NajemTo guide

A joint report for tenant and landlord

A neutral record works best when both parties join the inspection and receive the same version.

A neutral record works best when both parties join the inspection and receive the same version. The process below helps create a clear record that can be reviewed and compared later.

Core principle

Record observable facts, dates and sources for figures. Do not replace evidence with an assessment of responsibility.

Step-by-step process

1. Follow one checklist together

A shared room order reduces omissions and lets both parties clarify wording immediately.

2. Separate fact from comment

Record the shared observable fact first and a party’s comment separately where views differ.

3. Do not erase disputed entries

A disagreement should remain visible. Mark the difference and retain related photos.

4. Finish with the same export

Date the file and retain an identical final version. Later changes should create a new dated record.
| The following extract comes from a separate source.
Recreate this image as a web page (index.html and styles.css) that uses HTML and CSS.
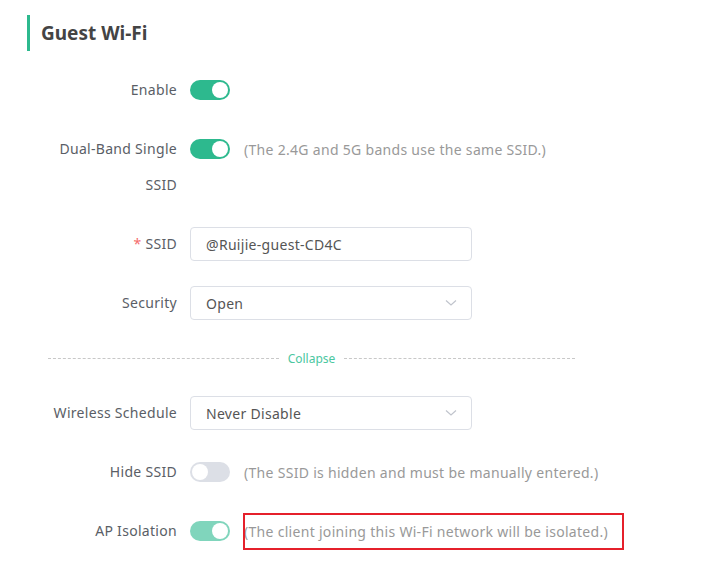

What to check before finishing

  • Every figure has a unit, period or source.
  • Photos and notes can be matched to a specific location.
  • Both parties retain the same file or printout.
  • Disputed or uncertain items are marked rather than hidden.

Practical example

Instead of one vague note saying “property in good condition”, the record contains the room, exact item, observation, date, photo and—where money is involved—a separate calculated entry. Months later, the parties do not need to reconstruct events from memory.

Scope

This is organisational and educational material. It is not individual legal, tax, financial or technical advice.